2. Emergence vs. Design
The emergent reasoning abilities of modern AI systems challenge our understanding of design. We didn’t explicitly teach these systems how to think – they figured it out themselves. This points to a fundamental truth: complex abilities need not be meticulously constructed but can emerge from simpler underlying principles.
3. The Bitter Lesson
AI research has repeatedly experienced the “Bitter Lesson”: simple, scalable methods outperform clever, handcrafted approaches in the long run. This lesson applies to both pre-training and post-training – the most successful techniques are often those that contain the fewest human assumptions and scale best with more data and computational power.

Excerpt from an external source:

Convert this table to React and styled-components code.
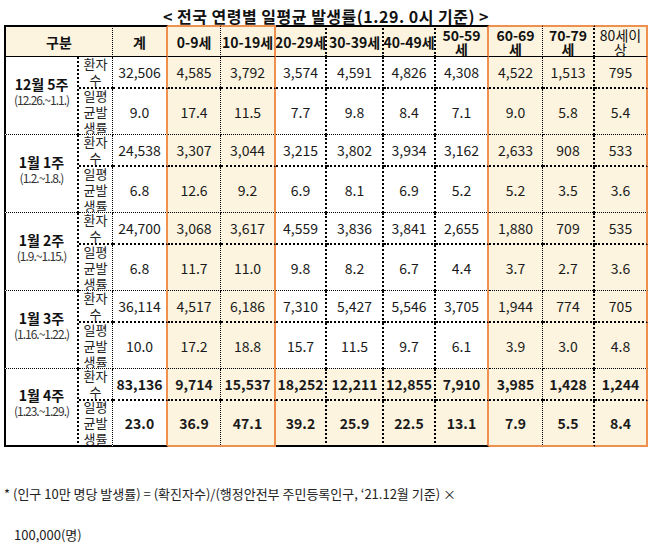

4. Is This Really Thinking?
The chain-of-thought processes of modern reasoning models superficially resemble human thinking – but are they truly comparable? This question leads us to the limits of our understanding of cognition itself. If a system methodically explores problems, compares different solution paths, and corrects its own mistakes – is this fundamentally different from human thinking, or merely a different instance of the same basic process?
The Practical Implications
The distinction between pre-training and post-training has concrete practical implications:
1. Resource Allocation
Organizations must decide how to allocate their limited resources between these two phases. Pre-training offers fundamental improvements but is extremely expensive. Post-training can deliver major improvements at a fraction of the cost.
2. Specialization
Post-training enables specialization. A single base model can be refined into dozens of specialized models:
- Models for programming
- Medical assistants
- Creative writing assistants
- Reasoning-focused systems
3. Safety and Alignment
Post-training is the primary mechanism for aligning AI with human values and safety concerns. The balance between usefulness and safety is primarily achieved in post-training.
4. Democratization of AI
While pre-training remains in the hands of a few resource-rich organizations, post-training enables broader participation. This creates a more dynamic innovation space where smaller teams can also make significant contributions.
Conclusion: The Symbiosis of Pre-Training and Post-Training
Pre-training and post-training form a symbiotic relationship in AI development. Pre-training creates the raw potential – the undirected intelligence that emerges from massive amounts of data. Post-training channels and refines this potential, shaping it into useful, safe, and purposeful systems.
This dichotomy reflects, in some ways, human development itself: the early years are characterized by absorbing enormous amounts of information – language, cultural norms, basic facts about the world. Later development focuses on applying this knowledge purposefully, connecting it with values, and using it to solve meaningful problems.
As we look to the future, the boundaries between these phases will likely blur. Continuous learning, self-improvement, and emergent abilities will increasingly define what it means to be an intelligent system – whether human or artificial.
This article uses concepts and insights from current AI research, particularly in the context of recent developments such as DeepSeek-V3, DeepSeek-R1, OpenAI’s o1, and related models.